Mark D P Davis, Leigh Ann Scalf, James A Yiannias, Janet F Cheng, Rokea A El-Azhary, Audrey L Rohlinger, Sara A Farmer, Debra D Fett, Janis S Johnson, Diane L Nordberg Linehan, Donna M Richardson, Arnold L Schroeter, Suzanne M Connolly
Archives of Dermatology 2008, 144 (1): 67-72

OBJECTIVE: To present and interpret results of patch testing with the Mayo Clinic standard series over 5 years.

DESIGN: Retrospective study. A standardized patch testing technique was used. Data were recorded on a standardized computer program from January 1, 2001, to December 31, 2005, and analyzed.

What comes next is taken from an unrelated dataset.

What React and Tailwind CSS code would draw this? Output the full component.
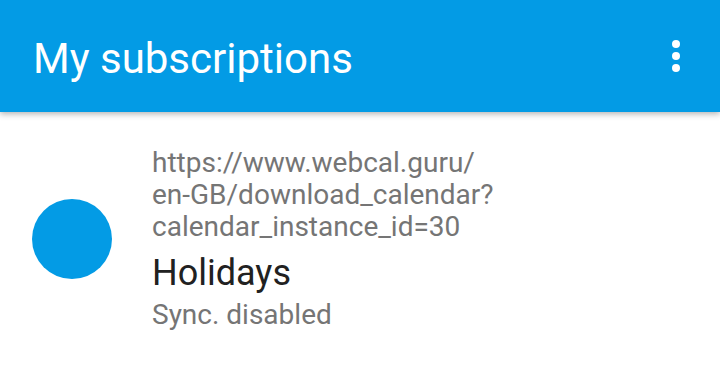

SETTING: Tertiary referral center.

PATIENTS: Patients who were referred for patch testing.

INTERVENTION: Patch testing with the "standard series," ie, a standard series of allergens used by most clinicians to identify the most common offending allergens in patients with allergic contact dermatitis.

MAIN OUTCOME MEASURES: Number of patients patch tested, allergens used over this period, and rates of allergic patch test reactions to allergens.

RESULTS: A total of 3854 patients (mean age, 55.1 years; age range, 6.2-99.4 years; 2576 female [66.8%]) were tested. All dermatologists in the department performed patch testing. The mean number of allergens included was 69.3 (range, 6-87). There were 2664 patients with at least 1 positive reaction (69.1%) and 1933 with 2 or more positive reactions (50.2%). Metals, fragrances, topical antibiotics, preservatives, and individual allergens used in hair-care products, topical corticosteroids, glues, plastics, and rubber were still the most common allergen groups associated with allergic patch test reactions.

CONCLUSIONS: We describe the structure of the patch testing service at our referral center. Ongoing analysis of our patch test reaction rates allows us to recommend broad, clinically relevant, and up-to-date allergens for testing.